To get a better perspective on the ups and downs of asset management, consider these findings from a study conducted by Baird and Associates concluding that a short time horizon for evaluating performance may not be optimal:
• Over a 10-year period (ended December 2010), for a group of mutual funds that beat their benchmark by at least 3% annualized, 81% underperformed their peers over some three-year period. Twenty-five percent of these managers underperformed their benchmarks through at least one 12-month period over that time.
• When mutual funds were upgraded in Morningstar, fund flows increased, while fund flows decreased for those downgraded a notch. Yet the downgraded funds outperformed the upgraded funds anywhere from 30 bps to 70 bps.

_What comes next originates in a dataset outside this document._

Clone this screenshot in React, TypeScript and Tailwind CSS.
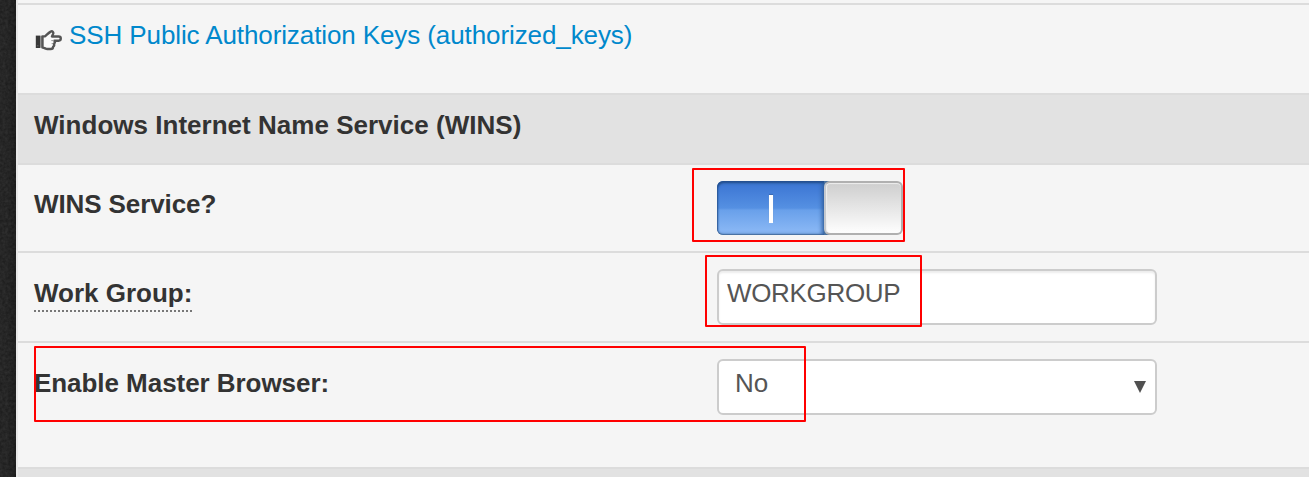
import type { ReactNode } from "react";

function Row({ className, children }: { className: string; children: ReactNode }) {
  return (
    <div className={`relative flex shrink-0 items-start border-t-2 border-[#dcdcdc] pl-4 text-[26px] leading-[36px] ${className}`}>
      {children}
    </div>
  );
}

function Label({ children }: { children: ReactNode }) {
  return <div className="w-[683px] shrink-0 font-bold text-[#333]">{children}</div>;
}

function Mark({ className }: { className: string }) {
  return <div className={`pointer-events-none absolute rounded-[1px] border-2 border-[#f00] ${className}`} />;
}

function HandIcon() {
  return (
    <svg className="mt-[13px] mr-[7px] h-[21px] w-[27px] shrink-0" viewBox="0 0 27 21" fill="none">
      <rect x="0.8" y="5.6" width="4.4" height="12.4" fill="#383838" />
      <path d="M1.9 15.8h1.6" stroke="#666" strokeWidth="1" />
      <path d="M6 5.8v12" stroke="#777" strokeWidth="1.4" />
      <path
        d="M7.5 6.4h2.4c1.5-1.2 3.6-3.6 5.8-4.8 1.7-.8 3.1.5 2.4 2.3l-1.1 2.6h6.6c2.9 0 2.9 4.2 0 4.2h-4.2c.9 1.2.5 2.3-.5 3 .6 1.3.2 2.4-.8 3 0 1.7-.8 2.3-2.4 2.3h-3.4c-1.8 0-2.6-1.4-4.8-1.4z"
        fill="#fafafa"
        stroke="#555"
        strokeWidth="2.4"
        strokeLinejoin="round"
      />
      <path d="M16.3 10.6h2.7M16.6 13.6h1.6" stroke="#999" strokeWidth="1" />
    </svg>
  );
}

function Toggle() {
  return (
    <div className="mt-[16px] flex h-[54px] w-[186px] overflow-hidden rounded-[6px] bg-[linear-gradient(90deg,#49719f_110px,#ccc_120px)]">
      <div className="flex h-full w-[107px] justify-center rounded-l-[6px] bg-[linear-gradient(#3a70ca_0%,#407ad6_12%,#5590e2_50%,#69a0ea_54%,#8ab8f5_95%)] shadow-[inset_1px_2px_2px_#24508f,inset_-2px_0_4px_#31609f,inset_0_-1px_1px_#57799f]">
        <div className="mt-[14px] ml-px h-[28px] w-[4px] bg-white shadow-[0_-1px_1px_#3566ae,0_0_1px_#b5d0f5]" />
      </div>
      <div className="h-full w-[79px] rounded-[6px] border-2 border-[#b0b0b0] border-l-[#c4c8ce] bg-[linear-gradient(#cecece,#fefefe)] shadow-[inset_0_1px_1px_#eee,inset_1px_0_1px_#eee]" />
    </div>
  );
}

export default function App() {
  return (
    <div className="flex h-[477px] w-[1309px] overflow-hidden bg-[#f5f5f5] font-['Liberation_Sans',Arial,sans-serif]">
      <svg className="h-[477px] w-4 shrink-0" viewBox="0 0 16 477">
        <defs>
          <filter id="grain" x="0" y="0" width="100%" height="100%" colorInterpolationFilters="sRGB">
            <feTurbulence type="fractalNoise" baseFrequency="0.35" numOctaves="2" seed="4" />
            <feColorMatrix values="0.1 0 0 0 0.1  0.1 0 0 0 0.1  0.1 0 0 0 0.1  0 0 0 0 1" />
          </filter>
          <linearGradient id="edge">
            <stop offset="0.4" stopColor="#000" stopOpacity="0" />
            <stop offset="1" stopColor="#000" stopOpacity="0.2" />
          </linearGradient>
        </defs>
        <rect width="16" height="477" filter="url(#grain)" />
        <rect width="16" height="477" fill="url(#edge)" />
      </svg>
      <div className="flex flex-1 flex-col border-l-2 border-[#e8e8e8] pt-[3px]">
        <Row className="h-[90px] pt-3">
          <div className="ml-[1px] flex">
            <HandIcon />
            <a className="whitespace-nowrap tracking-[-0.1px] text-[#08c]">SSH Public Authorization Keys (authorized_keys)</a>
          </div>
        </Row>
        <Row className="h-[70px] bg-[#e2e2e2] pt-3">
          <h2 className="font-bold tracking-[0.02px] text-[#333]">Windows Internet Name Service (WINS)</h2>
        </Row>
        <Row className="h-[88px]">
          <Label>
            <div className="mt-[21px] tracking-[-0.1px]">WINS Service?</div>
          </Label>
          <Toggle />
          <Mark className="top-[3px] left-[674px] h-[74px] w-[213px]" />
        </Row>
        <Row className="h-[90px]">
          <Label>
            <span className="mt-[23px] inline-block border-b-2 border-dotted border-[#777] leading-[34px]">Work Group:</span>
          </Label>
          <div className="mt-[16px] h-[56px] w-[440px] rounded-[6px] border-2 border-[#ccc] bg-white pt-1 pl-2 tracking-[-0.33px] text-[#555] shadow-[inset_0_2px_2px_rgba(0,0,0,0.075)]">
            WORKGROUP
          </div>
          <Mark className="top-[2px] left-[687px] h-[72px] w-[217px]" />
        </Row>
        <Row className="h-[126px]">
          <Label>
            <div className="mt-[22px] tracking-[-0.05px]">Enable Master Browser:</div>
          </Label>
          <div className="mt-[16px] flex h-[56px] w-[440px] justify-between rounded-[6px] border-2 border-[#ccc] bg-white pt-1 pr-[9px] pl-4 text-[#555]">
            <span>No</span>
            <svg className="mt-[16px] h-3 w-3" viewBox="0 0 12 12">
              <path d="M0 0h12L6 12z" fill="#505050" />
            </svg>
          </div>
          <Mark className="top-[3px] left-[16px] h-[76px] w-[772px]" />
        </Row>
        <Row className="h-[10px] bg-[#e2e2e2]">{null}</Row>
      </div>
    </div>
  );
}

• The longer you hold, the greater the odds of success. Fifty-nine percent of managers outperformed over rolling one-year periods; 68% over rolling three-year periods; 73% over rolling five-year periods; and 82% over rolling seven-year periods.
New Not Always Better
Dealing with a new firm with little in the way of a track record is risky. A family office may make the mistake of thinking they have found a “diamond in the rough” and may want to get in on the ground floor of a new and exciting business enterprise that will add value to their portfolio.
Most small asset managers are started by a few professionals who grew up as a team at another firm or who worked together in the past. A family office that has an in-house research staff may already know the individuals from their prior firms, or be familiar enough with the prior firm’s investment process to make the due diligence process easier. If not, a family office has little to go on in evaluating the firm and has substantial business risk in being one of the first in the door.
This can be mitigated by networking with other family offices that may know the principals from their prior firm, as well as asking for references and doing detailed background reviews of the principals. Reviewing prior performance, or what expectations should be for the new firm, makes it easier to accomplish a thorough review and determine the level of interest in the manager and their product.